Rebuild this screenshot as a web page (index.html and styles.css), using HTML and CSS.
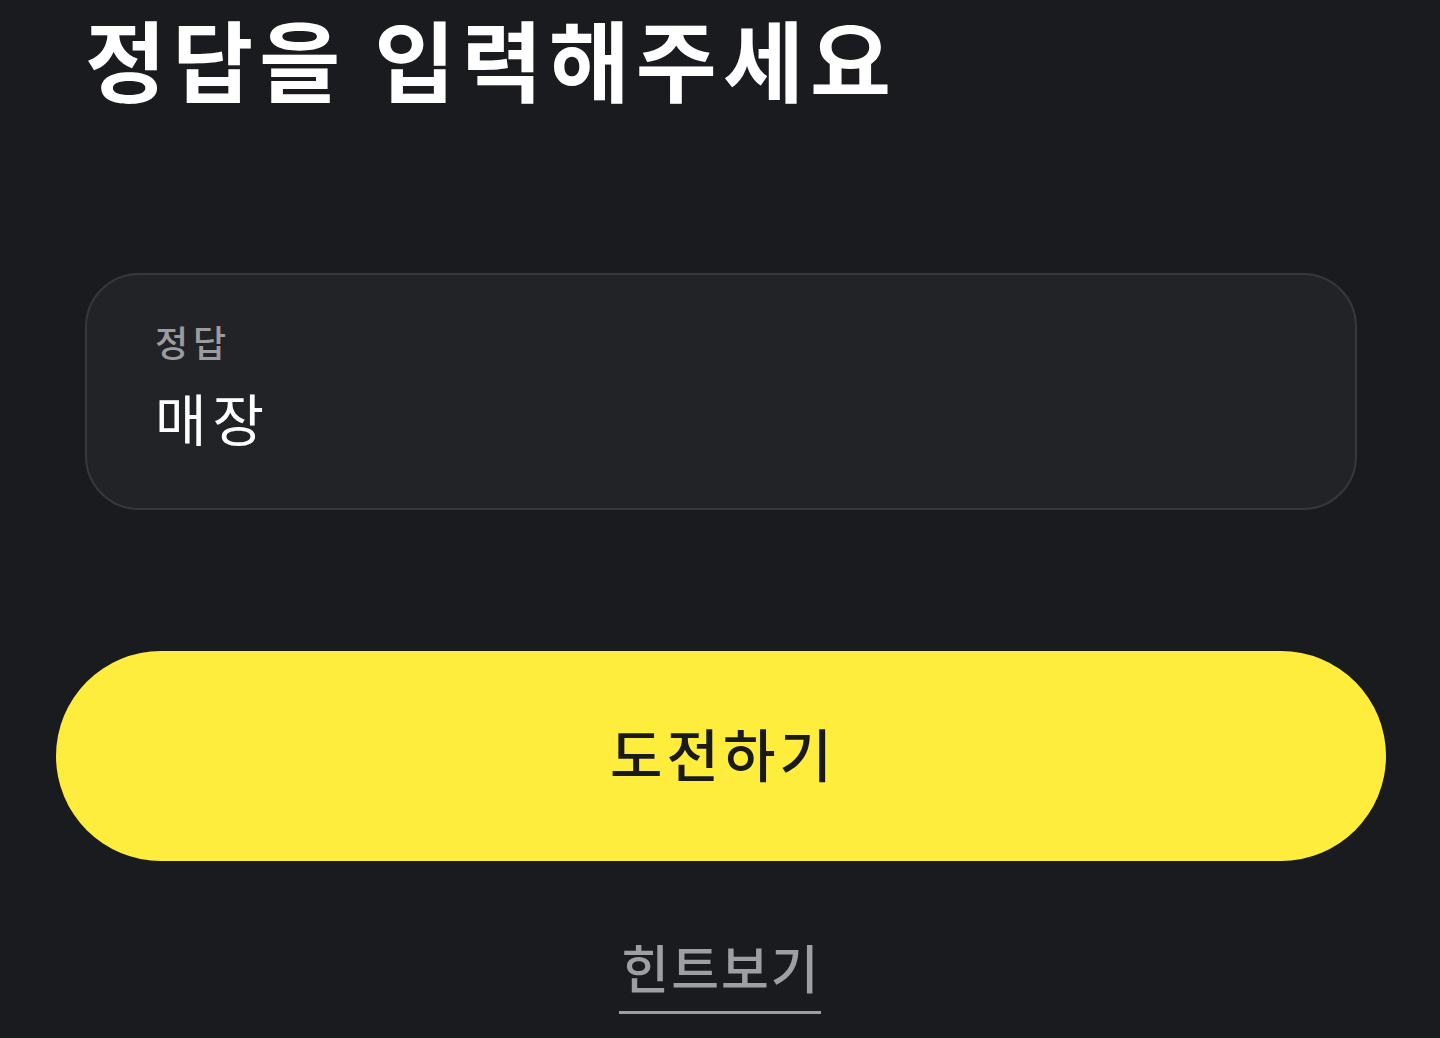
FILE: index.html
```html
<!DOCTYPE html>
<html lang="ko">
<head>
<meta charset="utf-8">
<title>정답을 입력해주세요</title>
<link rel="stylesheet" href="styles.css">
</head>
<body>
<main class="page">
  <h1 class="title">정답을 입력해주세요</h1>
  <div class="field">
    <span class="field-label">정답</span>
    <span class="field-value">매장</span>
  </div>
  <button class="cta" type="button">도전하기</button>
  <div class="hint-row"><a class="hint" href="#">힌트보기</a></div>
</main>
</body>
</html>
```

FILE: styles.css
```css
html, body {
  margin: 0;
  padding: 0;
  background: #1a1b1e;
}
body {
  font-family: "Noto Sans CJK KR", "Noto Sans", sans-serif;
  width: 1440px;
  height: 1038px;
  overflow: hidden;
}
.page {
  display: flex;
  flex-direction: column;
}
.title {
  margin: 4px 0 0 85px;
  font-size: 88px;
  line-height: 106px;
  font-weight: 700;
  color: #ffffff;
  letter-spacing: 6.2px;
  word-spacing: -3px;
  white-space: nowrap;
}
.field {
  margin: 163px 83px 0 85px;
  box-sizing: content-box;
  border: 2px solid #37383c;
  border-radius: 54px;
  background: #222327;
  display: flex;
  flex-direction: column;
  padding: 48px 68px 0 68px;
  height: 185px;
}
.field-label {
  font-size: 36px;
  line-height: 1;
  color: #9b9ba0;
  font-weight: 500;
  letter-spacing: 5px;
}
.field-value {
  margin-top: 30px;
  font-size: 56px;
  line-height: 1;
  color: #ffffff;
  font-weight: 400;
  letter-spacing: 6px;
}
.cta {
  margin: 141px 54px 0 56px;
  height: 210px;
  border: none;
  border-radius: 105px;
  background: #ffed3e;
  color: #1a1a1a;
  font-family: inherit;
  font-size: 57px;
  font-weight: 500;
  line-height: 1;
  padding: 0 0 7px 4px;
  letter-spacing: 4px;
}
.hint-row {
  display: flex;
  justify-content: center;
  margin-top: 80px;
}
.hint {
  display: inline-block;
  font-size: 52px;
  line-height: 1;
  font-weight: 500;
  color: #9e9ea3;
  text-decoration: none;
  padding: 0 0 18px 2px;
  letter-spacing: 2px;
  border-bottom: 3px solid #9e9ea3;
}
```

──────────────────────────────

## Stated task
Restate the entire listing word for word, excluding pictures.

## Exercise response
Rebuild this screenshot as a web page (index.html and styles.css), using HTML and CSS.
FILE: index.html
```html
<!DOCTYPE html>
<html lang="ko">
<head>
<meta charset="utf-8">
<title>정답을 입력해주세요</title>
<link rel="stylesheet" href="styles.css">
</head>
<body>
<main class="page">
  <h1 class="title">정답을 입력해주세요</h1>
  <div class="field">
    <span class="field-label">정답</span>
    <span class="field-value">매장</span>
  </div>
  <button class="cta" type="button">도전하기</button>
  <div class="hint-row"><a class="hint" href="#">힌트보기</a></div>
</main>
</body>
</html>
```

FILE: styles.css
```css
html, body {
  margin: 0;
  padding: 0;
  background: #1a1b1e;
}
body {
  font-family: "Noto Sans CJK KR", "Noto Sans", sans-serif;
  width: 1440px;
  height: 1038px;
  overflow: hidden;
}
.page {
  display: flex;
  flex-direction: column;
}
.title {
  margin: 4px 0 0 85px;
  font-size: 88px;
  line-height: 106px;
  font-weight: 700;
  color: #ffffff;
  letter-spacing: 6.2px;
  word-spacing: -3px;
  white-space: nowrap;
}
.field {
  margin: 163px 83px 0 85px;
  box-sizing: content-box;
  border: 2px solid #37383c;
  border-radius: 54px;
  background: #222327;
  display: flex;
  flex-direction: column;
  padding: 48px 68px 0 68px;
  height: 185px;
}
.field-label {
  font-size: 36px;
  line-height: 1;
  color: #9b9ba0;
  font-weight: 500;
  letter-spacing: 5px;
}
.field-value {
  margin-top: 30px;
  font-size: 56px;
  line-height: 1;
  color: #ffffff;
  font-weight: 400;
  letter-spacing: 6px;
}
.cta {
  margin: 141px 54px 0 56px;
  height: 210px;
  border: none;
  border-radius: 105px;
  background: #ffed3e;
  color: #1a1a1a;
  font-family: inherit;
  font-size: 57px;
  font-weight: 500;
  line-height: 1;
  padding: 0 0 7px 4px;
  letter-spacing: 4px;
}
.hint-row {
  display: flex;
  justify-content: center;
  margin-top: 80px;
}
.hint {
  display: inline-block;
  font-size: 52px;
  line-height: 1;
  font-weight: 500;
  color: #9e9ea3;
  text-decoration: none;
  padding: 0 0 18px 2px;
  letter-spacing: 2px;
  border-bottom: 3px solid #9e9ea3;
}
```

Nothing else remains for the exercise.